In principle, the German defendant is free to decide whether to take up the “defense at a distance” – accepting (perhaps) unnecessary and high costs.
It should be noted that substantive objections to the claim must generally be raised in the substantive action proceedings. However, according to the case law of the BGH, this does not generally apply; in particular, it is still possible to raise the objection of procedural fraud in recognition proceedings. The BGH stated this in its ruling of 29.04.1999 (case no. X ZR 263/97):
“In proceedings for a declaration of enforceability, supplementary factual submissions by the parties are admissible in any case insofar as a violation of Section 328 (1) no. 4 of the German Code of Civil Procedure (ZPO) is to be inferred from the manner in which the judgment to be recognized was obtained. This is not precluded by the principle that fraudulent procurement of a foreign judgment cannot be established with the same evidence that a defendant has already used or could have used in the original proceedings (BGH, decision of September 19, 1977 – BGH file number VIIIZR12075 VIII ZR 120/75, NJW 1978, NJW year 1978 page 1114, NJW year 1978 page 1115). This principle applies if a defendant actually defends himself before the court of the first state. In contrast, both Section 328 (1) No. 2 and No. 4 ZPO leave the defendant domiciled in Germany free to enter an appearance abroad at all. If he takes the risk of being convicted abroad, he accepts the aggravation of only being able to assert narrowly limited means of defense in the recognition proceedings. In any case, however, the fraud defense is not cut off.”

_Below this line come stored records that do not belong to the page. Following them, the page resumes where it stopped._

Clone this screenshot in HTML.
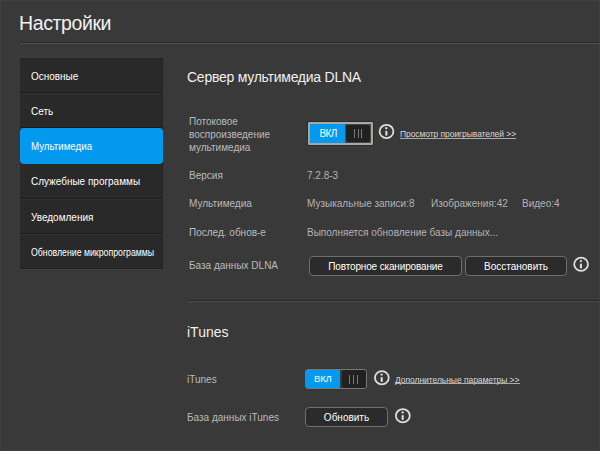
<!DOCTYPE html>
<html><head><meta charset="utf-8">
<style>
html,body{margin:0;padding:0;}
body{width:600px;height:451px;overflow:hidden;background:#393939;position:relative;font-family:"Liberation Sans",sans-serif;}
.a{position:absolute;white-space:nowrap;line-height:1;}
#edgeT{position:absolute;left:0;top:0;width:600px;height:1px;background:#424242;}
#edgeL{position:absolute;left:0;top:0;width:1px;height:451px;background:#404040;}
#edgeB{position:absolute;left:0;bottom:0;width:600px;height:1px;background:#404040;}
#edgeR{position:absolute;right:0;top:0;width:1px;height:451px;background:#404040;}
.title{left:19px;top:13.5px;font-size:19.5px;color:#f2f2f2;letter-spacing:-0.4px;}
.sep1{position:absolute;left:20px;top:42px;width:580px;height:1px;background:#2c2c2c;}
.sep1b{position:absolute;left:20px;top:43px;width:580px;height:1px;background:#4e4e4e;}
.menu{position:absolute;left:20px;top:58px;width:143px;height:211px;background:#292929;border-radius:2px;box-shadow:inset 0 1px 0 #262626, inset 0 -1px 0 #1f1f1f, inset -1px 0 0 #252525, 0 -1px 0 #3f3f3f, 0 1px 0 #3f3f3f;}
.mi{position:absolute;left:0;width:143px;height:35px;}
.mi .l{position:absolute;left:0;bottom:0;width:143px;height:1px;background:#1c1c1c;}
.mi .l::after{content:"";position:absolute;left:0;top:1px;width:143px;height:1px;background:#323232;}
.mt{position:absolute;left:11px;top:13px;font-size:10.5px;color:#fff;letter-spacing:0;transform:scaleX(0.95);transform-origin:0 0;}
.blue{background:#0399ef;border-radius:4px;}
.h{font-size:14px;color:#f0f0f0;letter-spacing:-0.25px;}
.lb{font-size:10px;color:#bbbbbb;}
.vl{font-size:10px;color:#b3b3b3;}
.btn{position:absolute;box-sizing:border-box;height:20px;border:1.5px solid #6f6f6f;border-radius:4px;background:#2b2b2b;}
.btn span{position:absolute;left:0;right:0;top:5px;text-align:center;color:#fff;font-size:10px;line-height:1;white-space:nowrap;}
.info{position:absolute;width:20px;height:20px;}
.lnk{font-size:8.5px;color:#d8d8d8;}
.ul{position:absolute;height:1px;background:#ababab;}
.sep2{position:absolute;left:187px;top:300px;width:413px;height:1px;background:#2a2a2a;}
.sep2b{position:absolute;left:187px;top:301px;width:413px;height:1px;background:#474747;box-shadow:0 1px 0 #3f3f3f;}
.kl{position:absolute;width:1.2px;background:#7a7a7a;}
</style></head><body>
<svg width="0" height="0" style="position:absolute"><defs>
<g id="ic"><ellipse cx="10" cy="10" rx="6.9" ry="6.65" fill="none" stroke="#dedede" stroke-width="1.8"/><circle cx="9.8" cy="6.8" r="1.15" fill="#dedede"/><rect x="8.8" y="9.2" width="2.1" height="5.0" rx="1" fill="#dedede"/></g>
</defs></svg>
<div id="edgeT"></div><div id="edgeL"></div><div id="edgeR"></div><div id="edgeB"></div>
<div class="a title">Настройки</div>
<div class="sep1"></div><div class="sep1b"></div>

<div class="menu">
  <div class="mi" style="top:0"><div class="l"></div><div class="a mt">Основные</div></div>
  <div class="mi" style="top:35px"><div class="l"></div><div class="a mt">Сеть</div></div>
  <div class="mi blue" style="top:70px;left:-0.5px;width:143.5px;height:35.6px"><div class="a mt" style="transform:scaleX(0.925)">Мультимедиа</div></div>
  <div class="mi" style="top:105px;height:36px"><div class="l"></div><div class="a mt">Служебные программы</div></div>
  <div class="mi" style="top:141px;height:35px"><div class="l"></div><div class="a mt">Уведомления</div></div>
  <div class="mi" style="top:176px;height:34px"><div class="a mt" style="top:14px;font-size:10px;transform:scaleX(0.875)">Обновление микропрограммы</div></div>
</div>

<div class="a h" style="left:187px;top:70px">Сервер мультимедиа DLNA</div>

<div class="a lb" style="left:189px;top:115px;line-height:13px;white-space:normal;width:100px">Потоковое<br>воспроизведение<br>мультимедиа</div>

<!-- toggle 1 -->
<div style="position:absolute;left:308px;top:122px;width:65px;height:23px;box-sizing:border-box;border:2px solid #aaa7a3;border-radius:1px;background:#4a443f;box-shadow:0 0 0 1px #2c2c2c;">
  <div style="position:absolute;left:0;top:0;width:35px;height:19px;background:#0399ef;"></div>
  <div class="a" style="left:9.5px;top:5px;font-size:10px;letter-spacing:-0.6px;color:#fff">ВКЛ</div>
  <div style="position:absolute;left:36px;top:1px;width:24px;height:17px;background:#202020;border-radius:2px;"></div>
  <div class="kl" style="left:43.8px;top:5.3px;height:8.7px"></div>
  <div class="kl" style="left:47.5px;top:5.3px;height:8.7px"></div>
  <div class="kl" style="left:51.2px;top:5.3px;height:8.7px"></div>
</div>
<svg class="info" style="left:376px;top:121px" viewBox="0 0 20 20"><use href="#ic" transform="translate(0.5,0.45)"/></svg>
<div class="a lnk" style="left:400px;top:130px;letter-spacing:-0.07px">Просмотр проигрывателей &gt;&gt;</div>
<div class="ul" style="left:400px;top:138px;width:116px"></div>

<div class="a lb" style="left:189px;top:171px">Версия</div>
<div class="a vl" style="left:307px;top:171px">7.2.8-3</div>
<div class="a lb" style="left:189px;top:199px">Мультимедиа</div>
<div class="a vl" style="left:307px;top:199px">Музыкальные записи:8</div>
<div class="a vl" style="left:431px;top:199px">Изображения:42</div>
<div class="a vl" style="left:522px;top:199px">Видео:4</div>
<div class="a lb" style="left:189px;top:228px">Послед. обнов-е</div>
<div class="a vl" style="left:307px;top:228px">Выполняется обновление базы данных...</div>
<div class="a lb" style="left:189px;top:261px">База данных DLNA</div>
<div class="btn" style="left:309px;top:256px;width:153px"><span style="letter-spacing:-0.15px">Повторное сканирование</span></div>
<div class="btn" style="left:465px;top:256px;width:102px"><span>Восстановить</span></div>
<svg class="info" style="left:571px;top:254px" viewBox="0 0 20 20"><use href="#ic" transform="translate(0.1,0.25)"/></svg>

<div class="sep2"></div><div class="sep2b"></div>

<div class="a h" style="left:187px;top:325px;letter-spacing:0">iTunes</div>
<div class="a lb" style="left:187px;top:375px">iTunes</div>
<!-- toggle 2 -->
<div style="position:absolute;left:305px;top:369px;width:62px;height:20px;box-sizing:border-box;border:1px solid #777;border-radius:3px;background:#3a3a3a;">
  <div style="position:absolute;left:0;top:0;width:34px;height:18px;background:#0399ef;border-radius:1px 0 0 1px;"></div>
  <div class="a" style="left:8px;top:3.5px;font-size:9.5px;letter-spacing:-0.2px;color:#fff">ВКЛ</div>
  <div style="position:absolute;left:35.5px;top:0;width:24.5px;height:18px;background:#212121;border-radius:2.5px;"></div>
  <div class="kl" style="left:43.2px;top:4.6px;height:9px"></div>
  <div class="kl" style="left:46.8px;top:4.6px;height:9px"></div>
  <div class="kl" style="left:50.5px;top:4.6px;height:9px"></div>
</div>
<svg class="info" style="left:371px;top:367px" viewBox="0 0 20 20"><use href="#ic" transform="translate(0.85,0.75)"/></svg>
<div class="a lnk" style="left:395px;top:376px;letter-spacing:-0.05px">Дополнительные параметры &gt;&gt;</div>
<div class="ul" style="left:395px;top:383px;width:125px"></div>

<div class="a lb" style="left:187px;top:413px">База данных iTunes</div>
<div class="btn" style="left:305px;top:407px;width:83px"><span>Обновить</span></div>
<svg class="info" style="left:392px;top:405px" viewBox="0 0 20 20"><use href="#ic" transform="translate(0.85,0.7)"/></svg>
</body></html>
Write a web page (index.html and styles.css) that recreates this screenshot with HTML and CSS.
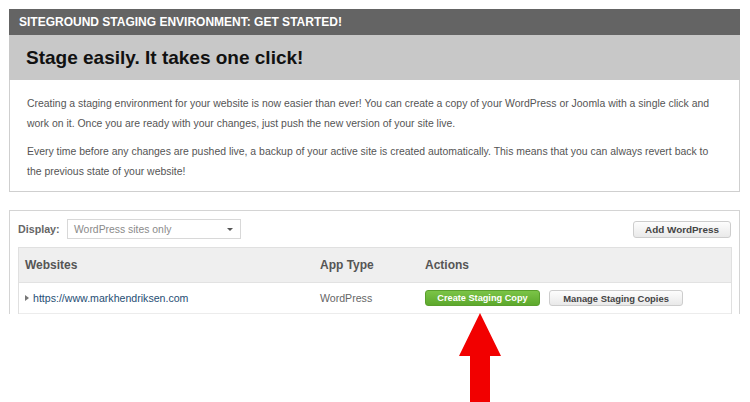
FILE: index.html
```html
<!DOCTYPE html>
<html>
<head>
<meta charset="utf-8">
<link rel="stylesheet" href="styles.css">
</head>
<body>
<div class="page">
  <div class="bar-top">SITEGROUND STAGING ENVIRONMENT: GET STARTED!</div>
  <div class="bar-title">Stage easily. It takes one click!</div>
  <div class="intro">
    <p>Creating a staging environment for your website is now easier than ever! You can create a copy of your WordPress or Joomla with a single click and work on it. Once you are ready with your changes, just push the new version of your site live.</p>
    <p>Every time before any changes are pushed live, a backup of your active site is created automatically. This means that you can always revert back to the previous state of your website!</p>
  </div>
  <div class="sites">
    <div class="toolbar">
      <span class="label">Display:</span>
      <div class="select"><span>WordPress sites only</span><span class="caret"></span></div>
      <button class="btn add">Add WordPress</button>
    </div>
    <div class="table">
      <div class="row head">
        <div class="cell">Websites</div>
        <div class="cell">App Type</div>
        <div class="cell">Actions</div>
      </div>
      <div class="row body">
        <div class="cell"><span class="tri"></span><a class="link">https://www.markhendriksen.com</a></div>
        <div class="cell type">WordPress</div>
        <div class="cell actions">
          <button class="btn green">Create Staging Copy</button>
          <button class="btn manage">Manage Staging Copies</button>
        </div>
      </div>
    </div>
  </div>
  <svg class="arrow" width="44" height="90" viewBox="0 0 44 90">
    <polygon points="21,0 42,43 31,43 31,90 11,90 11,43 0,43" fill="#f20000"/>
  </svg>
</div>
</body>
</html>
```
FILE: styles.css
```css
html, body {
  margin: 0;
  padding: 0;
  background: #fff;
}
body {
  font-family: "Liberation Sans", Arial, sans-serif;
  width: 750px;
  height: 402px;
  overflow: hidden;
}
.page {
  position: relative;
  padding: 9px 10px 0 9px;
}
.bar-top {
  height: 26px;
  line-height: 27px;
  background: #646464;
  color: #fff;
  font-weight: bold;
  font-size: 12px;
  padding-left: 10px;
}
.bar-title {
  height: 45px;
  line-height: 45px;
  background: #c8c8c8;
  color: #111;
  font-weight: bold;
  font-size: 19px;
  padding-left: 17px;
}
.intro {
  border: 1px solid #cfcfcf;
  border-top: none;
  padding: 14px 17px 9px 17px;
  color: #555;
  font-size: 10.45px;
  line-height: 20px;
}
.intro p {
  margin: 0 0 8px 0;
}
.intro p:last-child {
  margin-bottom: 0;
}
.sites {
  margin-top: 18px;
  border: 1px solid #d4d4d4;
  border-bottom: none;
  padding: 7px 7px 0 8px;
}
.toolbar {
  display: flex;
  align-items: center;
  height: 22px;
  margin-bottom: 7px;
}
.label {
  font-size: 10.7px;
  font-weight: bold;
  color: #666;
  width: 49px;
}
.select {
  height: 20px;
  border: 1px solid #d8d8d8;
  display: flex;
  align-items: center;
  justify-content: space-between;
  padding: 0 7px 0 6px;
  box-sizing: border-box;
  width: 174px;
  font-size: 10.4px;
  color: #8a8a8a;
}
.caret {
  width: 0;
  height: 0;
  border-left: 3px solid transparent;
  border-right: 3px solid transparent;
  border-top: 3px solid #555;
}
.btn {
  font-family: "Liberation Sans", Arial, sans-serif;
  font-weight: bold;
  border-radius: 3px;
  padding: 0;
  cursor: pointer;
}
.add, .manage {
  background: linear-gradient(#fdfdfd, #e9e9e9);
  border: 1px solid #cdcdcd;
  color: #444;
}
.add {
  margin-left: auto;
  width: 98px;
  height: 17px;
  margin-right: 1px;
  font-size: 9.9px;
}
.table {
  border: 1px solid #e0e0e0;
  border-bottom: none;
}
.row {
  display: grid;
  grid-template-columns: 295px 105px 1fr;
  align-items: center;
}
.head {
  height: 34px;
  background: #efefef;
  border-bottom: 1px solid #e2e2e2;
  font-size: 12px;
  font-weight: bold;
  color: #555;
}
.body {
  height: 30px;
  border-bottom: 1px solid #ececec;
  font-size: 10.6px;
  color: #666;
}
.cell {
  padding-left: 6px;
  display: flex;
  align-items: center;
}
.tri {
  width: 0;
  height: 0;
  border-top: 3px solid transparent;
  border-bottom: 3px solid transparent;
  border-left: 4px solid #777;
  margin-right: 4px;
}
.link {
  color: #1f4e74;
}
.actions {
  gap: 9px;
}
.green {
  width: 115px;
  height: 16px;
  background: linear-gradient(#7bc447, #5da82c);
  border: 1px solid #5a9f2d;
  color: #fff;
  font-size: 9.2px;
}
.manage {
  width: 134px;
  height: 16px;
  font-size: 9.4px;
}
.arrow {
  position: absolute;
  left: 459px;
  top: 313px;
}
```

Foreign judgments – conclusion and recommendation
The above summary shows that there are various obstacles to the recognition and thus enforceability of foreign judgments in Germany. As a result, German economic operators who find themselves threatened with a legal dispute abroad will find that the appropriate decision on how to deal with the respective conflict depends not only on the purely substantive legal situation, but also on procedural issues.